There is, to date, no public indication that the government intends to prosecute any social media platform for material support of terrorism. But against this background, it may not need to. As Robert Chesney warned, it would be “too cavalier” to conclude that the impact of the material support law is marginal based only on the kinds of prosecutions the government has brought so far. Such a view “fail[s] to account for the substantial impact that the mere prospect of prosecution can have. That the statute has not, or at least has not often, been used in [any particular way] does not mean that it cannot be.” To be clear—any such applications should be found unconstitutional and would represent a dramatic expansion of even Humanitarian Law Project to generally-available services that facilitate protected expression. But the technical legal argument does not matter if sufficient ambiguity in practice creates enough incentive for platforms to err on the side of caution. Indeed, this is the quintessential chilling effect of broadly worded laws that First Amendment doctrine has long been concerned about. The next Part shows how this exact dynamic plays out in the context of social media platforms.

II. Platforms’ Moderation in the Shadow of the Material Support Law

Platforms take down terrorist and terrorism-related content for many reasons. First and foremost, platforms are commercial entities and, in general, such content is not good for business. The vast majority of users do not want to see violent content, or content calling for violence, when they boot up their social newsfeeds in the morning or do one last refresh at night. Loud and persistent political pressure and public criticism of terrorists’ use of platforms also create political and reputational incentives to moderate such content. But these voluntary commercial and reputational incentives cannot fully explain platforms’ broad and blunt approach to removal.
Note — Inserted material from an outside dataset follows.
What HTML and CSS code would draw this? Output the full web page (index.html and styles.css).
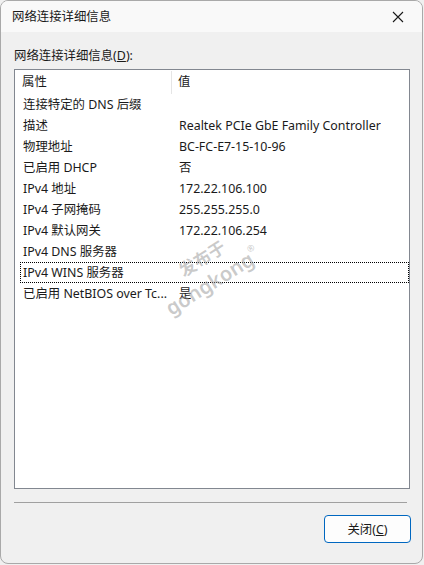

As this Part shows, the threat of legal liability under the material support law plays an important role in shaping how platforms moderate terrorism-related content. Risk-averse intermediaries will be particularly susceptible to government pressure when their legal obligations are vague. This is compounded in the content moderation context by the practical challenges of effectively moderating content at scale, which leads platforms to rely on automated tools that necessarily lack nuance. To be sure, platforms’ approach is somewhat overdetermined, given the variety of pressures incentivizing them to remove content related to terrorism—but this Part shows that the material support law casts a long shadow over their approach and clearly informs platform decision-making.
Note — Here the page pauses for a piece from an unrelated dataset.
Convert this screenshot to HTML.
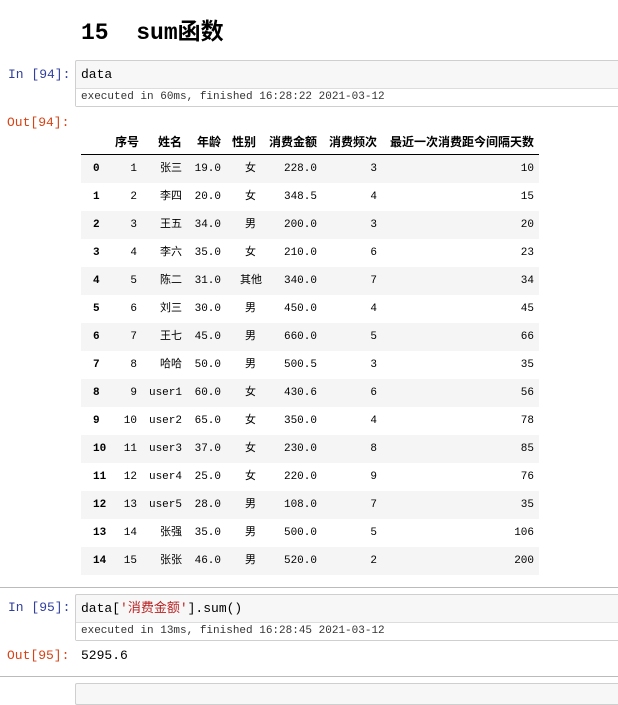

In general, when the scope of a criminal law that proscribes certain speech is unclear, we would hypothesize that platforms will err on the side of caution and over-remove content in order to avoid even the specter of legal liability. This is exactly what the First Amendment doctrine of chilling effects explicitly expects and protects against—the natural incentive created by broad or vague laws to deter lawful expression or its distribution. Scholars have long argued that these kinds of chilling effects are likely to affect platforms’ content moderation particularly severely. Seth Kreimer calls platforms “the weakest link” in protecting online expression because they have limited incentive to accept the risk of sanctions rather than just engaging in prophylactic censorship of their users’ speech. Kreimer thought the broad material support law was a quintessential example of a law that would create such an incentive and predicted, in 2006, that “[a] risk-averse Internet intermediary would not need to descend into paranoia to conclude that the most prudent course would be to proactively censor messages or links that might prove problematic, and to respond to official ‘requests’ with alacrity.”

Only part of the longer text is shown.